(Reuters) - England’s soccer chiefs are set to face members of parliament next week to discuss why no agreement has been reached on a bail-out package for lower-tier clubs facing financial strain amid the COVID-19 pandemic.
The English Football League (EFL), representing the three divisions below the Premier League, last month rejected a 50 million pounds ($65 million) offer from the top flight saying it wanted a deal which covered all of its teams.
The Premier League said its offer was for League One and League Two and not for second-tier Championship clubs.
British media reported that Premier League chief executive Richard Masters, EFL chairman Rick Parry and Football Association chairman Greg Clarke will meet a Digital, Culture, Media and Sport (DCMS) committee on Tuesday.

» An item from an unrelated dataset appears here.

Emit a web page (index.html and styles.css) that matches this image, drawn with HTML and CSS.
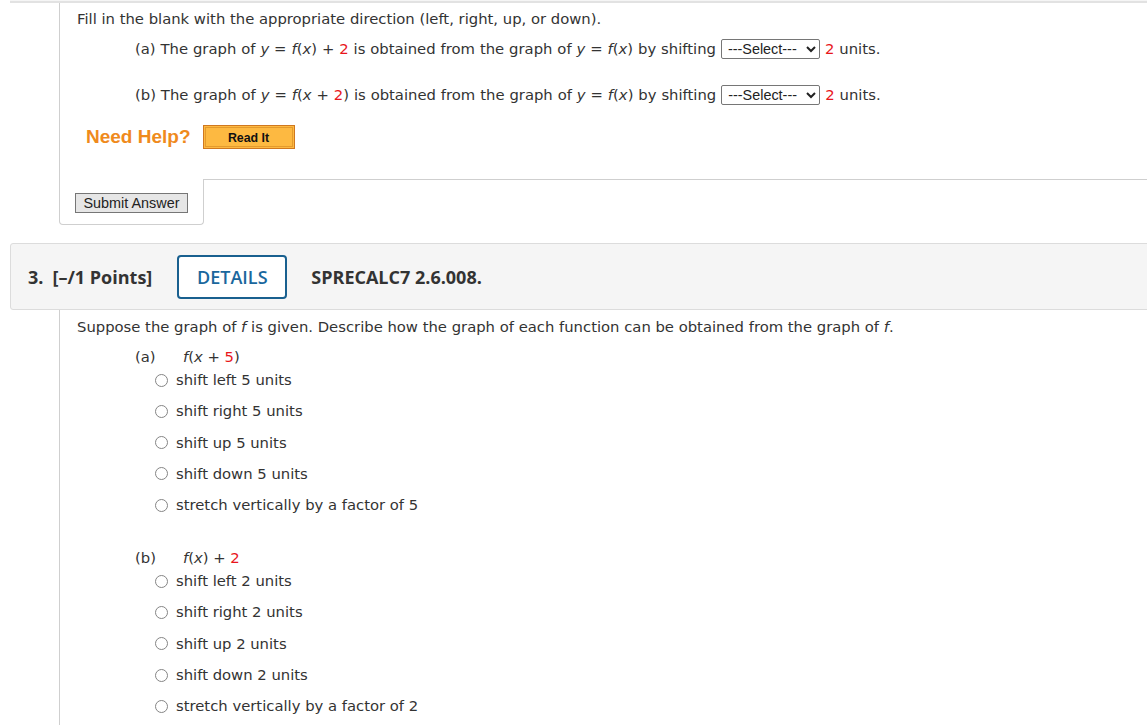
FILE: index.html
```html
<!DOCTYPE html>
<html lang="en">
<head>
  <meta charset="UTF-8" />
  <title>Question 3 - SPRECALC7 2.6.008</title>
  <link rel="stylesheet" href="styles.css">
</head>
<body>
  <div class="page">
    <div class="prev-head"></div>

    <div class="q-body first">
      <p class="prompt">Fill in the blank with the appropriate direction (left, right, up, or down).</p>

      <div class="part fill">(a) The graph of <i>y</i> = <i>f</i>(<i>x</i>) + <span class="red">2</span> is obtained from the graph of <i>y</i> = <i>f</i>(<i>x</i>) by shifting<select class="pick">
          <option>---Select---</option>
          <option>left</option>
          <option>right</option>
          <option>up</option>
          <option>down</option>
        </select><span class="red">2</span> units.</div>

      <div class="part fill second">(b) The graph of <i>y</i> = <i>f</i>(<i>x</i> + <span class="red">2</span>) is obtained from the graph of <i>y</i> = <i>f</i>(<i>x</i>) by shifting<select class="pick">
          <option>---Select---</option>
          <option>left</option>
          <option>right</option>
          <option>up</option>
          <option>down</option>
        </select><span class="red">2</span> units.</div>

      <div class="help">
        <span class="help-label">Need Help?</span>
        <button class="read-it">Read It</button>
      </div>
    </div>

    <div class="q-foot">
      <div class="submit-cell">
        <button class="submit">Submit Answer</button>
      </div>
      <div class="foot-rest"></div>
    </div>

    <div class="q-head">
      <span class="q-num">3.</span>
      <span class="q-points">[&ndash;/1 Points]</span>
      <button class="details">DETAILS</button>
      <span class="q-code">SPRECALC7 2.6.008.</span>
    </div>

    <div class="q-body second">
      <p class="prompt">Suppose the graph of <i>f</i> is given. Describe how the graph of each function can be obtained from the graph of <i>f</i>.</p>

      <div class="sub">
        <div class="sub-title"><span class="sub-letter">(a)</span><span><i>f</i>(<i>x</i> + <span class="red">5</span>)</span></div>
        <ul class="choices">
          <li><span class="radio"></span>shift left 5 units</li>
          <li><span class="radio"></span>shift right 5 units</li>
          <li><span class="radio"></span>shift up 5 units</li>
          <li><span class="radio"></span>shift down 5 units</li>
          <li><span class="radio"></span>stretch vertically by a factor of 5</li>
        </ul>
      </div>

      <div class="sub">
        <div class="sub-title"><span class="sub-letter">(b)</span><span><i>f</i>(<i>x</i>) + <span class="red">2</span></span></div>
        <ul class="choices">
          <li><span class="radio"></span>shift left 2 units</li>
          <li><span class="radio"></span>shift right 2 units</li>
          <li><span class="radio"></span>shift up 2 units</li>
          <li><span class="radio"></span>shift down 2 units</li>
          <li><span class="radio"></span>stretch vertically by a factor of 2</li>
        </ul>
      </div>
    </div>
  </div>
</body>
</html>
```

FILE: styles.css
```css
body {
  margin: 0;
  background: #fff;
  color: #333;
  font-family: 'DejaVu Sans', Verdana, sans-serif;
  font-size: 14.8px;
  overflow: hidden;
}

.page {
  margin-left: 10px;
  margin-right: -30px;
}

.prev-head {
  height: 1px;
  background: #f5f5f5;
  border-bottom: 2px solid #e2e2e2;
}

.q-body {
  margin-left: 49px;
  border-left: 1px solid #cfcfcf;
  padding-left: 17px;
  line-height: 20px;
}

.q-body.first {
  padding-top: 6px;
  padding-bottom: 30px;
}

.q-body.second {
  padding-top: 7px;
  padding-bottom: 9px;
}

.prompt {
  margin: 0;
}

.red {
  color: #e8161b;
}

.part {
  margin-left: 58px;
}

.fill {
  margin-top: 10px;
  height: 20px;
  white-space: nowrap;
  word-spacing: 0.22px;
}

.fill.second {
  margin-top: 26px;
}

.pick {
  height: 20px;
  width: 99px;
  margin: 0 5px 0 5px;
  padding: 0 0 0 2px;
  vertical-align: middle;
  position: relative;
  top: -1px;
  font-family: 'Liberation Sans', Arial, sans-serif;
  font-size: 14.4px;
  word-spacing: 0;
  color: #222;
  border: 1px solid #767676;
  border-radius: 2px;
  background: #fff;
}

.help {
  display: flex;
  align-items: center;
  gap: 12px;
  margin-top: 20px;
  margin-left: 9px;
  height: 24px;
}

.help-label {
  font-family: 'Liberation Sans', Arial, sans-serif;
  font-weight: bold;
  font-size: 19px;
  color: #ef8a1c;
}

.read-it {
  width: 92px;
  height: 24px;
  padding: 2px 0 0;
  font-family: 'Liberation Sans', Arial, sans-serif;
  font-weight: bold;
  font-size: 12.4px;
  color: #111;
  background: #fdb941;
  border: 1px solid #cf7820;
  box-shadow: inset 0 0 0 1px #fdb941, inset 0 0 0 2px #e49a2e;
  cursor: pointer;
}

.q-foot {
  display: flex;
  margin-left: 49px;
}

.submit-cell {
  width: 128px;
  padding: 14px 0 11px 15px;
  border-left: 1px solid #cfcfcf;
  border-right: 1px solid #cfcfcf;
  border-bottom: 1px solid #cfcfcf;
  border-radius: 0 0 4px 4px;
}

.submit {
  width: 113px;
  height: 20px;
  padding: 0;
  font-family: 'Liberation Sans', Arial, sans-serif;
  font-size: 14.4px;
  color: #222;
  background: #e6e6e6;
  border: 1px solid #767676;
  border-radius: 0;
  white-space: nowrap;
}

.foot-rest {
  flex: 1;
  border-top: 1px solid #cfcfcf;
}

.q-head {
  display: flex;
  align-items: center;
  height: 65px;
  margin-top: 18px;
  padding-left: 17px;
  background: #f5f5f5;
  border: 1px solid #dcdcdc;
  border-radius: 3px 0 0 3px;
  font-family: 'Open Sans', sans-serif;
  font-weight: bold;
  font-size: 18px;
  color: #333;
}

.q-num {
  margin-right: 9px;
}

.details {
  width: 110px;
  height: 44px;
  margin: 0 24px 0 25px;
  padding: 0;
  font-family: 'Open Sans', sans-serif;
  font-weight: 600;
  font-size: 18px;
  color: #1a679d;
  background: #fff;
  border: 2px solid #19608f;
  border-radius: 4px;
  cursor: pointer;
}

.sub {
  margin-left: 58px;
}

.sub-title {
  display: flex;
  margin-top: 10px;
  height: 20px;
}

.sub + .sub .sub-title {
  margin-top: 33px;
}

.sub-letter {
  width: 48px;
}

.choices {
  list-style: none;
  margin: 3px 0 0 20px;
  padding: 0;
}

.choices li {
  display: flex;
  align-items: center;
  height: 20px;
  margin-bottom: 11.3px;
}

.choices li:last-child {
  margin-bottom: 0;
}

.radio {
  width: 11px;
  height: 11px;
  border: 1px solid #858585;
  border-radius: 50%;
  margin-right: 8px;
  background: #fff;
}
```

“It’s a very unedifying sight when you’ve seen other sports coming together in order to find a way through this crisis,” DCMS chair Julian Knight told Sky Sports.
“Football just had a transfer window where they’ve spent 1.2 billion pounds where we have 12-15 EFL clubs in the emergency ward ... that are in a situation where they could go under.
“... They’ve been given a lot of space, a lot of time. I do know they’re talking now and I would like to think that over the last two weeks while we have set up this meeting that may have focused some minds, let’s hope that it has.
“You never know, they could be now on the cusp of putting a deal together and we can explore that deal in the committee.”